[Stored data entries]
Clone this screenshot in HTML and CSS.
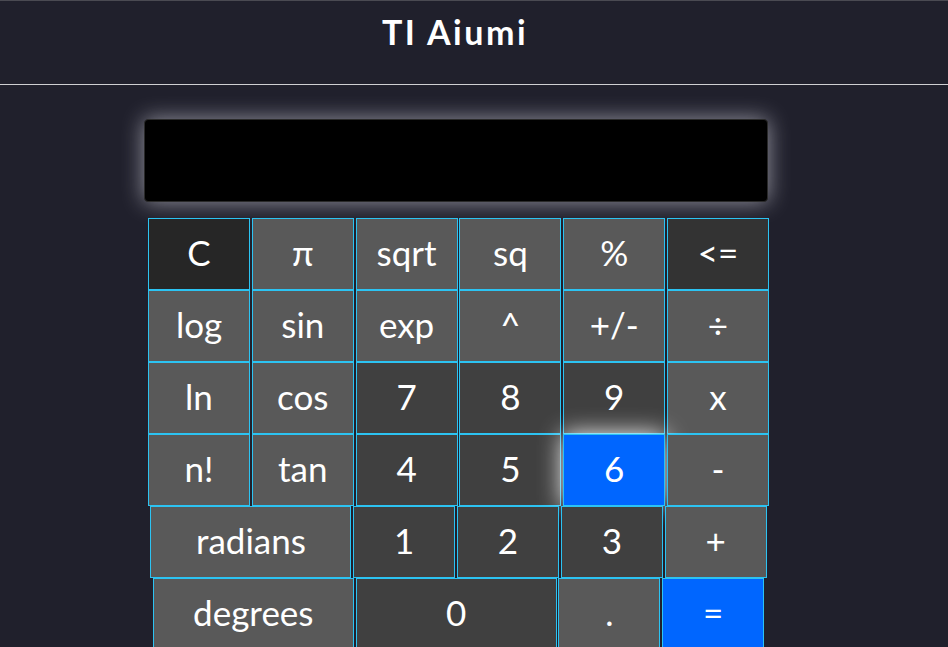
FILE: index.html
```html
<!DOCTYPE html>
<html>
<head>
<meta charset="utf-8">
<link rel="stylesheet" href="styles.css">
</head>
<body>
<header class="topbar">
  <h1 class="title">TI Aiumi</h1>
</header>
<main class="calc">
  <div class="display"></div>
  <div class="keypad">
    <div class="row">
      <button class="key key-dark">C</button>
      <button class="key">π</button>
      <button class="key">sqrt</button>
      <button class="key">sq</button>
      <button class="key">%</button>
      <button class="key key-mid">&lt;=</button>
    </div>
    <div class="row">
      <button class="key">log</button>
      <button class="key">sin</button>
      <button class="key">exp</button>
      <button class="key">^</button>
      <button class="key">+/-</button>
      <button class="key">÷</button>
    </div>
    <div class="row">
      <button class="key">ln</button>
      <button class="key">cos</button>
      <button class="key key-num">7</button>
      <button class="key key-num">8</button>
      <button class="key key-num">9</button>
      <button class="key">x</button>
    </div>
    <div class="row">
      <button class="key">n!</button>
      <button class="key">tan</button>
      <button class="key key-num">4</button>
      <button class="key key-num">5</button>
      <button class="key key-blue key-hover">6</button>
      <button class="key">-</button>
    </div>
    <div class="row">
      <button class="key key-wide">radians</button>
      <button class="key key-num">1</button>
      <button class="key key-num">2</button>
      <button class="key key-num">3</button>
      <button class="key">+</button>
    </div>
    <div class="row">
      <button class="key key-wide">degrees</button>
      <button class="key key-num key-wide">0</button>
      <button class="key">.</button>
      <button class="key key-blue">=</button>
    </div>
  </div>
</main>
</body>
</html>
```

FILE: styles.css
```css
html, body {
  margin: 0;
  padding: 0;
  background: #20202c;
  font-family: "Lato", "Noto Sans", sans-serif;
  color: #fff;
  overflow: hidden;
}

.topbar {
  height: 83px;
  border-top: 1px solid #4a4a52;
  border-bottom: 1px solid #cfcfd2;
  display: flex;
  justify-content: center;
  padding-right: 38px;
}

.title {
  margin: 0;
  padding-top: 11px;
  font-size: 34px;
  font-weight: 700;
  letter-spacing: 2.5px;
  line-height: 40px;
}

.calc {
  padding-top: 34px;
}

.display {
  margin-left: 144px;
  width: 622px;
  height: 81px;
  background: #000;
  border: 1px solid #2a2a2a;
  border-radius: 4px;
  box-shadow: 0 0 22px rgba(230, 230, 240, 0.6);
}

.keypad {
  margin-top: 16px;
  margin-left: 148px;
  width: 621px;
  display: flex;
  flex-direction: column;
}

.row {
  display: flex;
  justify-content: center;
  gap: 1.8px;
}

.key {
  box-sizing: border-box;
  width: 102px;
  height: 72px;
  margin: 0;
  padding: 0 0 3px;
  border: 1px solid #2cc3f2;
  background: #595959;
  color: #fff;
  font-family: inherit;
  font-size: 35px;
  line-height: 1;
  flex: none;
}

.key-wide {
  width: 201px;
}

.key-dark {
  background: #262626;
}

.key-mid {
  background: #333333;
}

.key-num {
  background: #404040;
}

.key-blue {
  background: #0066ff;
}

.key-hover {
  box-shadow: 0 0 24px #ffffff;
}
```
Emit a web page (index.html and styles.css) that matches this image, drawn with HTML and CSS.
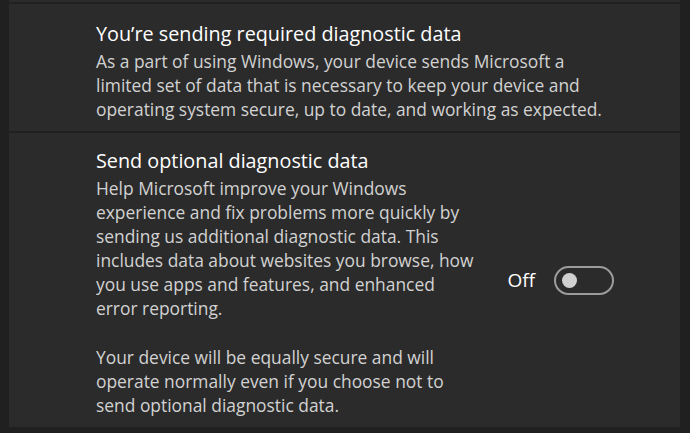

## WHAT YOU SHOULD DO
Reproduce the listing above exactly, excluding all pictures.

## ANSWER FOR THIS EXERCISE
Clone this screenshot in HTML and CSS.
FILE: index.html
```html
<!DOCTYPE html>
<html>
<head>
<meta charset="utf-8">
<link rel="stylesheet" href="styles.css">
</head>
<body>
<header class="topbar">
  <h1 class="title">TI Aiumi</h1>
</header>
<main class="calc">
  <div class="display"></div>
  <div class="keypad">
    <div class="row">
      <button class="key key-dark">C</button>
      <button class="key">π</button>
      <button class="key">sqrt</button>
      <button class="key">sq</button>
      <button class="key">%</button>
      <button class="key key-mid">&lt;=</button>
    </div>
    <div class="row">
      <button class="key">log</button>
      <button class="key">sin</button>
      <button class="key">exp</button>
      <button class="key">^</button>
      <button class="key">+/-</button>
      <button class="key">÷</button>
    </div>
    <div class="row">
      <button class="key">ln</button>
      <button class="key">cos</button>
      <button class="key key-num">7</button>
      <button class="key key-num">8</button>
      <button class="key key-num">9</button>
      <button class="key">x</button>
    </div>
    <div class="row">
      <button class="key">n!</button>
      <button class="key">tan</button>
      <button class="key key-num">4</button>
      <button class="key key-num">5</button>
      <button class="key key-blue key-hover">6</button>
      <button class="key">-</button>
    </div>
    <div class="row">
      <button class="key key-wide">radians</button>
      <button class="key key-num">1</button>
      <button class="key key-num">2</button>
      <button class="key key-num">3</button>
      <button class="key">+</button>
    </div>
    <div class="row">
      <button class="key key-wide">degrees</button>
      <button class="key key-num key-wide">0</button>
      <button class="key">.</button>
      <button class="key key-blue">=</button>
    </div>
  </div>
</main>
</body>
</html>
```

FILE: styles.css
```css
html, body {
  margin: 0;
  padding: 0;
  background: #20202c;
  font-family: "Lato", "Noto Sans", sans-serif;
  color: #fff;
  overflow: hidden;
}

.topbar {
  height: 83px;
  border-top: 1px solid #4a4a52;
  border-bottom: 1px solid #cfcfd2;
  display: flex;
  justify-content: center;
  padding-right: 38px;
}

.title {
  margin: 0;
  padding-top: 11px;
  font-size: 34px;
  font-weight: 700;
  letter-spacing: 2.5px;
  line-height: 40px;
}

.calc {
  padding-top: 34px;
}

.display {
  margin-left: 144px;
  width: 622px;
  height: 81px;
  background: #000;
  border: 1px solid #2a2a2a;
  border-radius: 4px;
  box-shadow: 0 0 22px rgba(230, 230, 240, 0.6);
}

.keypad {
  margin-top: 16px;
  margin-left: 148px;
  width: 621px;
  display: flex;
  flex-direction: column;
}

.row {
  display: flex;
  justify-content: center;
  gap: 1.8px;
}

.key {
  box-sizing: border-box;
  width: 102px;
  height: 72px;
  margin: 0;
  padding: 0 0 3px;
  border: 1px solid #2cc3f2;
  background: #595959;
  color: #fff;
  font-family: inherit;
  font-size: 35px;
  line-height: 1;
  flex: none;
}

.key-wide {
  width: 201px;
}

.key-dark {
  background: #262626;
}

.key-mid {
  background: #333333;
}

.key-num {
  background: #404040;
}

.key-blue {
  background: #0066ff;
}

.key-hover {
  box-shadow: 0 0 24px #ffffff;
}
```
Emit a web page (index.html and styles.css) that matches this image, drawn with HTML and CSS.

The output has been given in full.